配属先に不満を持った新入社員は、せっかく入った会社をすぐに退職してしまい、条件の良い別の会社に再就職するのだそうです。しかも、代行業者に退職届を依頼する若者も少なくないと聞きます。
たしかに、会社のイメージが、入社前に自分が描いていたものと違ったり、仕事の内容が思っていたものと違ったりしたときに、我慢するのが良いとも限りません。でも入社を決める前に、その会社のことは十分調べたはずです。
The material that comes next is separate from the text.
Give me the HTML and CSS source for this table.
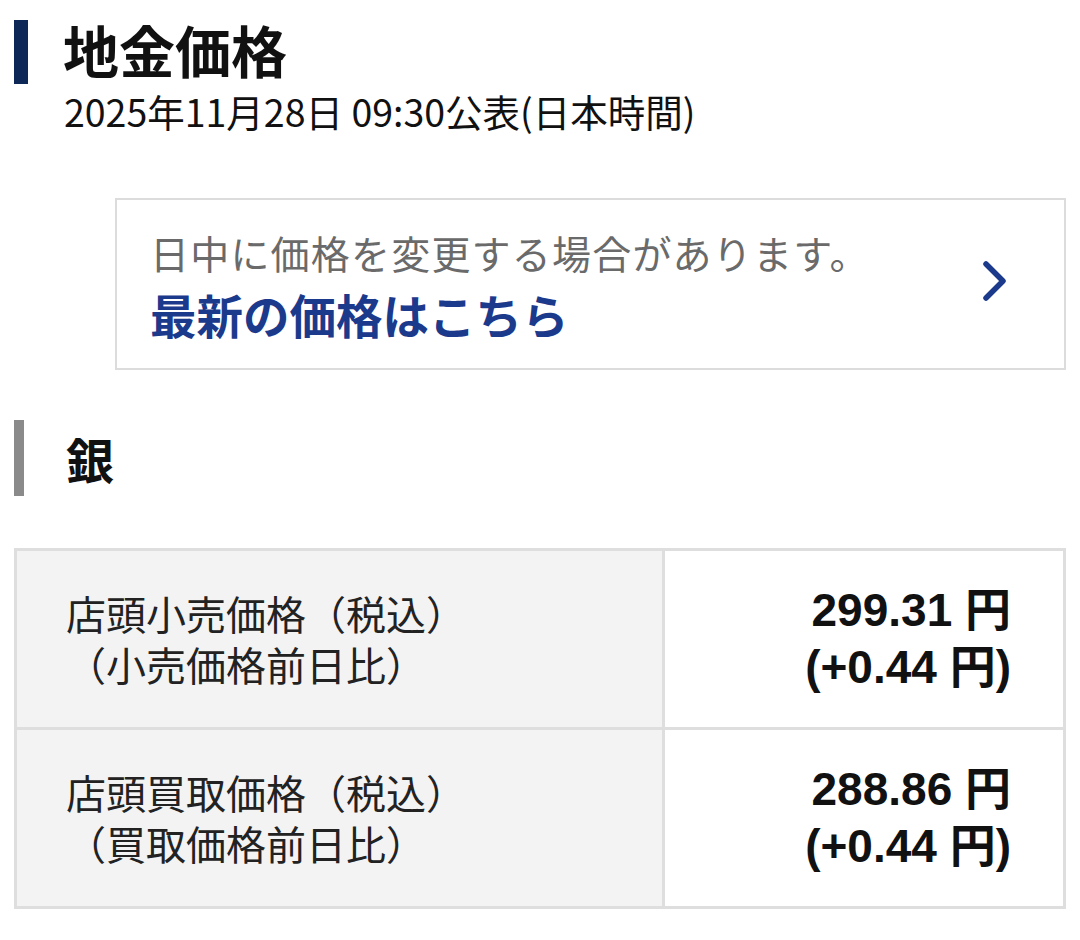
FILE: index.html
```html
<!DOCTYPE html>
<html lang="ja">
<head>
<meta charset="utf-8">
<link rel="stylesheet" href="styles.css">
</head>
<body>
<div class="page">
  <header class="head">
    <h1 class="title">地金価格</h1>
    <p class="date">2025年11月28日 09:30公表(日本時間)</p>
  </header>

  <a class="notice" href="#">
    <div class="notice-text">
      <p class="notice-sub">日中に価格を変更する場合があります。</p>
      <p class="notice-link">最新の価格はこちら</p>
    </div>
    <svg class="chevron" width="26" height="40" viewBox="0 0 26 40"><path d="M4 3 L21 20 L4 37" fill="none" stroke="#1c3a8c" stroke-width="5.5" stroke-linecap="round" stroke-linejoin="round"/></svg>
  </a>

  <h2 class="metal">銀</h2>

  <table class="prices">
    <tr>
      <th>店頭小売価格（税込）<br>（小売価格前日比）</th>
      <td>299.31 円<br>(+0.44 円)</td>
    </tr>
    <tr>
      <th>店頭買取価格（税込）<br>（買取価格前日比）</th>
      <td>288.86 円<br>(+0.44 円)</td>
    </tr>
  </table>
</div>
</body>
</html>
```

FILE: styles.css
```css
html, body {
  margin: 0;
  padding: 0;
  background: #fff;
}
body {
  font-family: "Noto Sans CJK JP", "Noto Sans", sans-serif;
  color: #111;
}
.page {
  width: 1080px;
  padding-top: 20px;
}
.head {
  margin-left: 14px;
}
.title {
  margin: 0;
  border-left: 14px solid #0d2857;
  padding: 3px 0 0 35px;
  height: 61px;
  line-height: 61px;
  font-family: "Liberation Sans", "Noto Sans CJK JP", sans-serif;
  font-size: 56px;
  font-weight: 700;
  color: #111;
}
.date {
  margin: 2px 0 0 50px;
  font-size: 37.5px;
  line-height: 50px;
  color: #111;
}
.notice {
  display: flex;
  align-items: center;
  justify-content: space-between;
  margin: 62px 14px 0 115px;
  height: 172px;
  box-sizing: border-box;
  border: 2px solid #dcdcdc;
  padding: 0 56px 0 33px;
  text-decoration: none;
}
.notice-text p {
  margin: 0;
}
.notice-sub {
  font-size: 39px;
  line-height: 50px;
  color: #6a6a6a;
  letter-spacing: 1.2px;
}
.notice-link {
  margin-top: 10px !important;
  font-size: 46.5px;
  line-height: 54px;
  font-weight: 700;
  color: #1c3a8c;
}
.chevron {
  display: block;
  margin-top: -6px;
}
.metal {
  margin: 50px 0 0 14px;
  border-left: 10px solid #8a8a8a;
  padding-left: 42px;
  height: 76px;
  line-height: 76px;
  font-size: 48px;
  font-weight: 700;
  color: #111;
}
.prices {
  margin: 52px 0 0 14px;
  width: 1052px;
  border-collapse: collapse;
  border: 3px solid #dedede;
}
.prices tr {
  height: 179px;
}
.prices th, .prices td {
  border: 3px solid #dedede;
  vertical-align: middle;
}
.prices th {
  width: 596px;
  background: #f3f3f3;
  text-align: left;
  font-family: "Liberation Sans", "Noto Sans CJK JP", sans-serif;
  font-weight: 400;
  font-size: 40px;
  line-height: 51px;
  padding: 6px 0 0 49px;
  color: #222;
}
.prices td {
  text-align: right;
  font-family: "Liberation Sans", "Noto Sans CJK JP", sans-serif;
  font-weight: 700;
  font-size: 46px;
  line-height: 57px;
  padding: 0 52px 0 0;
  color: #111;
}
```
そのように時間をかけて決めた判断を短期間で変えると失敗する可能性が高くなります。
「配属ガチャ」だと不満を感じていると、良くない面ばかりが目に付くようになって、冷静に状況を判断できなくなっている可能性が高いからです。実際に、早々と転職した人の多くが、新しい会社や仕事に満足できず、さらに転職をするということも珍しくないようです。
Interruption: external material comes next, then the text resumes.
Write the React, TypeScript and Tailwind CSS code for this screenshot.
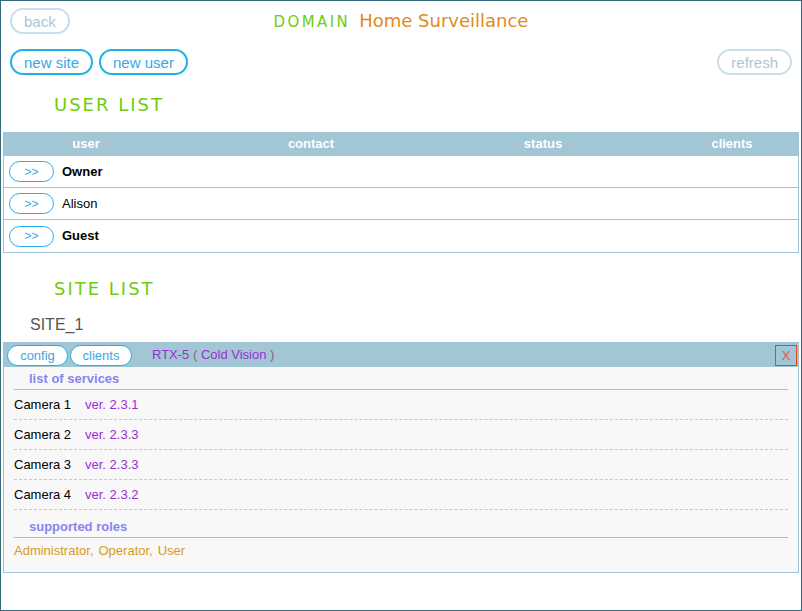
import React from 'react'

const users = [
  { name: 'Owner', bold: true },
  { name: 'Alison', bold: false },
  { name: 'Guest', bold: true },
]

const services = [
  { name: 'Camera 1', ver: 'ver. 2.3.1' },
  { name: 'Camera 2', ver: 'ver. 2.3.3' },
  { name: 'Camera 3', ver: 'ver. 2.3.3' },
  { name: 'Camera 4', ver: 'ver. 2.3.2' },
]

const roles = ['Administrator', 'Operator', 'User']

const verdana = "font-['DejaVu_Sans',Verdana,sans-serif]"

function PillButton({ label, muted }: { label: string; muted?: boolean }) {
  return (
    <button
      className={
        muted
          ? 'flex items-center h-[26px] px-[12px] rounded-full border-2 border-[#c6dfea] text-[15px] leading-none text-[#a9c6d6] bg-white'
          : 'flex items-center h-[26px] px-[12px] rounded-full border-2 border-[#1eb0ea] text-[15px] leading-none text-[#3aa8e0] bg-white'
      }
    >
      {label}
    </button>
  )
}

function SectionTitle({ children }: { children: React.ReactNode }) {
  return (
    <h2 className={`${verdana} pl-[53px] text-[18px] leading-[22px] tracking-[2px] text-[#6fcc11]`}>
      {children}
    </h2>
  )
}

export default function App() {
  return (
    <div className="w-[802px] h-[611px] border border-[#346a7c] bg-white font-['Liberation_Sans',Arial,sans-serif] text-black overflow-hidden">
      {/* Top bar */}
      <div className="grid grid-cols-[1fr_auto_1fr] items-center h-[26px] mt-[7px] px-[9px]">
        <div className="flex">
          <PillButton label="back" muted />
        </div>
        <div className={`${verdana} flex items-baseline gap-[9px] leading-none`}>
          <span className="text-[15px] tracking-[2.4px] text-[#6fcc11]">DOMAIN</span>
          <span className="text-[18px] text-[#e08a1e]">Home Surveillance</span>
        </div>
        <div />
      </div>

      {/* Actions */}
      <div className="flex items-center justify-between px-[9px] mt-[15px]">
        <div className="flex gap-[6px]">
          <PillButton label="new site" />
          <PillButton label="new user" />
        </div>
        <PillButton label="refresh" muted />
      </div>

      <div className="mt-[19px]">
        <SectionTitle>USER LIST</SectionTitle>
      </div>

      {/* User table */}
      <div className="mx-[2px] mt-[16px] border-x border-b border-[#9fc4d6] text-[13px]">
        <div className="grid grid-cols-[164px_286px_178px_1fr] h-[24px] items-center bg-[#a2c6d4] text-white font-bold">
          <div className="text-center">user</div>
          <div className="text-center">contact</div>
          <div className="text-center">status</div>
          <div className="text-center pl-[34px]">clients</div>
        </div>
        {users.map((u, i) => (
          <div
            key={u.name}
            className={`grid grid-cols-[164px_286px_178px_1fr] h-[32px] items-center ${i < users.length - 1 ? 'border-b border-[#9fc4d6]' : ''}`}
          >
            <div className="flex items-center gap-[8px] pl-[5px]">
              <button className="w-[45px] h-[21px] rounded-full border border-[#22aeee] bg-white text-[12px] leading-none text-[#3aa8e0]">
                &gt;&gt;
              </button>
              <span className={u.bold ? 'font-bold' : ''}>{u.name}</span>
            </div>
            <div />
            <div />
            <div />
          </div>
        ))}
      </div>

      <div className="mt-[25px]">
        <SectionTitle>SITE LIST</SectionTitle>
      </div>

      <div className="pl-[29px] mt-[15px] text-[16px] leading-[20px] text-[#555]">SITE_1</div>

      {/* Site panel */}
      <div className="mx-[2px] mt-[7px] border border-[#9fc4d6] text-[13px]">
        <div className="flex items-center h-[24px] bg-[#a2c6d4] pl-[3px] pr-[1px]">
          <button className="h-[21px] w-[61px] rounded-full border border-[#22aeee] bg-white text-[#3aa8e0] leading-none">
            config
          </button>
          <button className="ml-[2px] h-[21px] w-[62px] rounded-full border border-[#22aeee] bg-white text-[#3aa8e0] leading-none">
            clients
          </button>
          <span className="ml-[20px] text-[#9a2fd0]">
            RTX-5 <span className="text-[#7d6a8a]">(</span> Cold Vision{' '}
            <span className="text-[#7d6a8a]">)</span>
          </span>
          <div className="ml-auto flex items-center justify-center w-[22px] h-[21px] border border-[#ee4411] text-[#ee5533] leading-none">
            X
          </div>
        </div>
        <div className="bg-[#f8f8f8] px-[10px] pb-[12px]">
          <div className="pl-[15px] h-[23px] flex items-end pb-[1px] border-b border-[#b4b2f0] font-bold text-[#8a84ee]">
            list of services
          </div>
          {services.map((s) => (
            <div
              key={s.name}
              className="flex items-center h-[30px] border-b border-dashed border-[#c6bff0]"
            >
              <span className="w-[71px]">{s.name}</span>
              <span className="text-[#9a2fd0]">{s.ver}</span>
            </div>
          ))}
          <div className="pl-[15px] h-[28px] flex items-end pb-[1px] border-b border-[#b4b2f0] font-bold text-[#8a84ee]">
            supported roles
          </div>
          <div className="h-[22px] flex items-end text-[#d99a1e]">
            {roles.map((r, i) => (
              <span key={r} className="mr-[5px]">
                {r}
                {i < roles.length - 1 ? ',' : ''}
              </span>
            ))}
          </div>
        </div>
      </div>
    </div>
  )
}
「配属ガチャ」だと不満を感じたときには、辞めるかどうか結論を出す前に、自分がこれから何をしたいのかを振り返る時間を取るようにしましょう。その上で、信頼できる人に相談して、冷静に判断していくようにします。会社もまた、社員が不満を持ったときに相談しやすい仕組みを作っていくことが望まれます。
大野 裕(ゆたか)
ストレスマネジメントネットワーク(株)代表。精神医療の現場で注目されている「認知行動療法」の日本における第一人者で、日本認知療法・認知行動療法学会理事長。著書に『マンガでわかる心の不安・モヤモヤを解消する方法』(池田書店)など。